Capable of working over both sides of the vessel, the gangway and tower will enable personnel from different deck levels to make their way to it without exposing them to the weather. The gangway is also capable of lifting cargo up to 1 tonne with motion compensation and will be able to handle trolleys and euro pallets of up to 300 kg.

SMST describes the combination of the access system and crane as “a modular setup that maximises utilisation and performance whilst focusing on safety and efficient transfer of cargo and personnel”. In offshore mode, the crane will be capable of lifting 10 tonnes without compensation and 6 tonnes with compensation. At maximum draught, it will have a lifting height above water level of 26 m.

On delivery, which was anticipated to take place by the end of Q1 2018, Acta Auriga will join Acta Orion, a near sister vessel, and be tendered for walk-to-work, offshore logistics and accommodation services in the offshore renewable and offshore oil and gas industries.

Acta Auriga offers clients safe, stepless transfer of people and cargo using the motion compensated gangway in significant wave heights of up to Hs 3.0 m. The vessel also has a sophisticated 3D motion compensated knuckleboom crane for up to 6 tonnes of cargo that is capable of operation in up to Hs 2.5 m.

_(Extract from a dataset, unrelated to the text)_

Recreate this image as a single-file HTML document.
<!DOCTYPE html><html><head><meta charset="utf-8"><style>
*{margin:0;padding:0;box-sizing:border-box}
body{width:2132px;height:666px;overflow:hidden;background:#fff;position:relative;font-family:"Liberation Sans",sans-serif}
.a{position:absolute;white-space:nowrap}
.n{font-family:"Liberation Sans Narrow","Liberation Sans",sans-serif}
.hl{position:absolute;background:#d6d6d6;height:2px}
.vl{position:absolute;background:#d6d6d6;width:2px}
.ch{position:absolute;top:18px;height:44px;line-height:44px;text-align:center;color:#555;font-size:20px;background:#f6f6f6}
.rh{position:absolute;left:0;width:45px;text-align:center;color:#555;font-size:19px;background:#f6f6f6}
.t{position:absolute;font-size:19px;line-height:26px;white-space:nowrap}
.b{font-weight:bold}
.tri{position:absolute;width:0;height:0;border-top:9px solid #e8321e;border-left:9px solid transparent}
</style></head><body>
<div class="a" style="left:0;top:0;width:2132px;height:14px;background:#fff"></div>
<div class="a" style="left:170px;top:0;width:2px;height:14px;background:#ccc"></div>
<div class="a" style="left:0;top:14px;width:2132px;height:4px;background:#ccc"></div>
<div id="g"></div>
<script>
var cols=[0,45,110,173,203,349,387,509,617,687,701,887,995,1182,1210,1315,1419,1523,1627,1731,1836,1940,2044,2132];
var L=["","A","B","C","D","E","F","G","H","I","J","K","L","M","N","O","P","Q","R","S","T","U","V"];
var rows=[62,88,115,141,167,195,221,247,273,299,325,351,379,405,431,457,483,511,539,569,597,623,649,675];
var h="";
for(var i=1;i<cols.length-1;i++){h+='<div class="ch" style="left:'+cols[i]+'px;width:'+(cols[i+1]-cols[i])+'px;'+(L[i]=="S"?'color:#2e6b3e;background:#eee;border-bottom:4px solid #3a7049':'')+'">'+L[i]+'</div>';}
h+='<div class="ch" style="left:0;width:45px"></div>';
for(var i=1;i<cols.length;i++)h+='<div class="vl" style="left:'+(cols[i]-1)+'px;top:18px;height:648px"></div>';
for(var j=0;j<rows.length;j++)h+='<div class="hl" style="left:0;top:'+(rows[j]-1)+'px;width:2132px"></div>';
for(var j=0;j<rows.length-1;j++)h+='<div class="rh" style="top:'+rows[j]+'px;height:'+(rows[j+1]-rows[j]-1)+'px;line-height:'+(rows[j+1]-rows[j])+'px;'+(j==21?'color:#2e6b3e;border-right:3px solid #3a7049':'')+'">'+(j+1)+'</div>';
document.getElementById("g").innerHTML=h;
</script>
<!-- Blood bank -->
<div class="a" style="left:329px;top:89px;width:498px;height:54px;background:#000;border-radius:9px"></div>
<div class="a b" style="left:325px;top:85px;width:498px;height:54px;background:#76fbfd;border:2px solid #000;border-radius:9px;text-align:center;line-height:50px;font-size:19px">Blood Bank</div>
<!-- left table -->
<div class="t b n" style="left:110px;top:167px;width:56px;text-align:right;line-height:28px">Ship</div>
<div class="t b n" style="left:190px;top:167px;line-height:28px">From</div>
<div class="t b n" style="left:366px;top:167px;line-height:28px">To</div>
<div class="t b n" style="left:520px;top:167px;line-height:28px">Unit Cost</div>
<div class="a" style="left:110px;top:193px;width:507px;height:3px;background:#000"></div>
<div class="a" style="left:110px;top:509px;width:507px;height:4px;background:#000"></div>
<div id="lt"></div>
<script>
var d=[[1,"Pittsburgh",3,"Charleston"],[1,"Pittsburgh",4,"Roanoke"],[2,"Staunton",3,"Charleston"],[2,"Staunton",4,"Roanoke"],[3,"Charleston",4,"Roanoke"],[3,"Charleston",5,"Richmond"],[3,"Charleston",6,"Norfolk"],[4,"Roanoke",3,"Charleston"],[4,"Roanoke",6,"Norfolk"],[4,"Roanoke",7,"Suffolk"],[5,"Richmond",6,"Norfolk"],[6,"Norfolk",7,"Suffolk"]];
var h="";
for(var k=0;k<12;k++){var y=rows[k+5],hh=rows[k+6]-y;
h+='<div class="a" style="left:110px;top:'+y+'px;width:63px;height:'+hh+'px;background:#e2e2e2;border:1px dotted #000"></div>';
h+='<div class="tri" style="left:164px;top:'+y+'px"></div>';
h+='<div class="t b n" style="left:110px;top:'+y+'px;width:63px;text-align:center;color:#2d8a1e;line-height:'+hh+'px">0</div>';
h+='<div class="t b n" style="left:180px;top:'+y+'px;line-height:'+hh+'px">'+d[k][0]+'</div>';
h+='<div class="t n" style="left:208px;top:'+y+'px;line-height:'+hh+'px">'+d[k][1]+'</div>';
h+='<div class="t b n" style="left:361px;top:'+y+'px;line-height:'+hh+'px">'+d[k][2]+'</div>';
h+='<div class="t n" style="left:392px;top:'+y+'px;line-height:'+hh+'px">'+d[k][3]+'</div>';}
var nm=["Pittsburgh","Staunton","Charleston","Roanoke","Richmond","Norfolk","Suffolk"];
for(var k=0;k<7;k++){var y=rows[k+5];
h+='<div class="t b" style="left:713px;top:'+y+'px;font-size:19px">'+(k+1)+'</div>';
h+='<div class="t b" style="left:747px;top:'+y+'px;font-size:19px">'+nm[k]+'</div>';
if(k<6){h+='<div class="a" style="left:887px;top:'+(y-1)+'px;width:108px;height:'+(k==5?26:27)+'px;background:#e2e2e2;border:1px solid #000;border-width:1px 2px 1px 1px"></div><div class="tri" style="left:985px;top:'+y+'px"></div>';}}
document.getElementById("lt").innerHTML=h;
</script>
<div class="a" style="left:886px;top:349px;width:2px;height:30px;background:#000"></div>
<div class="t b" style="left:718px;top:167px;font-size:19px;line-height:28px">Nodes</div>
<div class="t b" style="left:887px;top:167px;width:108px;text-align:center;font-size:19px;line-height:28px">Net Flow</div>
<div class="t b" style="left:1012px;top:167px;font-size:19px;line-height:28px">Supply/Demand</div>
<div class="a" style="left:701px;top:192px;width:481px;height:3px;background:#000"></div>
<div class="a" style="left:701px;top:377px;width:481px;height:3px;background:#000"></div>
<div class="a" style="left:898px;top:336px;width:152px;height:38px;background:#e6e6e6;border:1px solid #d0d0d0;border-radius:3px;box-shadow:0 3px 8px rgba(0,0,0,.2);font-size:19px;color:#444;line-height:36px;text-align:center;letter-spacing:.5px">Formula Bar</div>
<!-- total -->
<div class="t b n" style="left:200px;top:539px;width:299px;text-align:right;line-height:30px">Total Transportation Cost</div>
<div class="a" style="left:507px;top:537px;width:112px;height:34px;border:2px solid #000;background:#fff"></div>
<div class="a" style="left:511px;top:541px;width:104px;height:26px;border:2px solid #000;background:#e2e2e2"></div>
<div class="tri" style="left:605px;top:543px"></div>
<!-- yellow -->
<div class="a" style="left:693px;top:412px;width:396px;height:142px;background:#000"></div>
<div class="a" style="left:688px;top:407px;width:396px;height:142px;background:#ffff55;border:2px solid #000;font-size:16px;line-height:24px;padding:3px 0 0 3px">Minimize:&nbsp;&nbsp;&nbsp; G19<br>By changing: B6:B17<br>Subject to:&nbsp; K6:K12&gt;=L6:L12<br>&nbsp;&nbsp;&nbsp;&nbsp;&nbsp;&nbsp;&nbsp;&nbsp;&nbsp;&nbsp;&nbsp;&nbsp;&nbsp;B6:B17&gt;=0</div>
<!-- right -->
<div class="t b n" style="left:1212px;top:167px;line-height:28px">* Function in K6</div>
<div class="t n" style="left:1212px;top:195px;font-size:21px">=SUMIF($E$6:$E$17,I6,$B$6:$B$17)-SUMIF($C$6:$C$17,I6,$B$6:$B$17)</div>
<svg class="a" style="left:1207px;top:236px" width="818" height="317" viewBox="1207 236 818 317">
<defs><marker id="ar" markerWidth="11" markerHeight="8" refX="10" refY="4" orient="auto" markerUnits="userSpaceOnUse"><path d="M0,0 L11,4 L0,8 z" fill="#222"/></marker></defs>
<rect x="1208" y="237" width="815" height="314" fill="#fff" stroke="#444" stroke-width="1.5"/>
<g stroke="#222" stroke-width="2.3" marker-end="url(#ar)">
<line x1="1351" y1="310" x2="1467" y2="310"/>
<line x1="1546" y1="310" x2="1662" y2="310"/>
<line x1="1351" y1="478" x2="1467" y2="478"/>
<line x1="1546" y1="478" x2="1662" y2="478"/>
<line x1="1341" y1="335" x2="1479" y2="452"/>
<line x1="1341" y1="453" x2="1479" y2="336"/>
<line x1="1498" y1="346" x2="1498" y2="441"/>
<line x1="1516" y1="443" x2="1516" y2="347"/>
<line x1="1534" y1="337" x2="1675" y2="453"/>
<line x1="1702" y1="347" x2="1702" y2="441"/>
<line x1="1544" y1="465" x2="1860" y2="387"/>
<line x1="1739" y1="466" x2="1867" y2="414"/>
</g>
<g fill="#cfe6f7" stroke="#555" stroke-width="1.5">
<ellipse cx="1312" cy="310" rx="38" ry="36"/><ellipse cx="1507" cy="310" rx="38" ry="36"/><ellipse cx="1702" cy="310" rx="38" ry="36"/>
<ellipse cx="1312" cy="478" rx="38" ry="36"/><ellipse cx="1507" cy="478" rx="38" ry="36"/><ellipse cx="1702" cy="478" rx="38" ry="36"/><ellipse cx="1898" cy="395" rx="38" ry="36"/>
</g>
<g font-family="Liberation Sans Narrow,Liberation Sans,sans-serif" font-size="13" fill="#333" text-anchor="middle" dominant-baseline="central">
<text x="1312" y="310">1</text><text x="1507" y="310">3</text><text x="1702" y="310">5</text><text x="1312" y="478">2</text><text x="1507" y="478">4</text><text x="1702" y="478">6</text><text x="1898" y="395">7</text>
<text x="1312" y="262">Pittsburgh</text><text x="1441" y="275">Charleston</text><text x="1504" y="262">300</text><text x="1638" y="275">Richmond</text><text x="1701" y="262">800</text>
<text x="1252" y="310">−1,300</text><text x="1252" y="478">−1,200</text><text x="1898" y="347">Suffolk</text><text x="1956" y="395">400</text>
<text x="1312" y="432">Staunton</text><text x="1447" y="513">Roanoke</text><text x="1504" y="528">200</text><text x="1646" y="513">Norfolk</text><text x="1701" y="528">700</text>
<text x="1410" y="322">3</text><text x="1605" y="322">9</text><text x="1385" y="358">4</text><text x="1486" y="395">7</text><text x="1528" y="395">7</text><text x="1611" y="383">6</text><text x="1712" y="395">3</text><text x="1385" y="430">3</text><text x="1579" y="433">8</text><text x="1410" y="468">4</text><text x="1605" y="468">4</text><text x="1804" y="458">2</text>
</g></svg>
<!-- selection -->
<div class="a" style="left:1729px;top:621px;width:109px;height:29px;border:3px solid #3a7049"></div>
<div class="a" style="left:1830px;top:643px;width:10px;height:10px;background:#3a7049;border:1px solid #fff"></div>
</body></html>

The vessel has an optimised hullform that incorporates the Ulstein X-BOW and X-STERN in order to enhance workability in adverse weather conditions.

Thanks to the combined X-BOW and X-STERN configuration, the vessel will have a particularly high level of operational flexibility when operating at an offshore windfarm or an offshore oil and gas installation. In particular, the yard/designer claims, the X-STERN will allow for astern operations more than 70% of the time, significantly enhancing stationkeeping and manoeuvrability around turbines. The hullform will also experience substantially less slamming and hence lower levels of noise and vibrations and increased crew comfort.

It also provides accommodation facilities for up to 120 people and 1,000 m2 of deck space for cargo.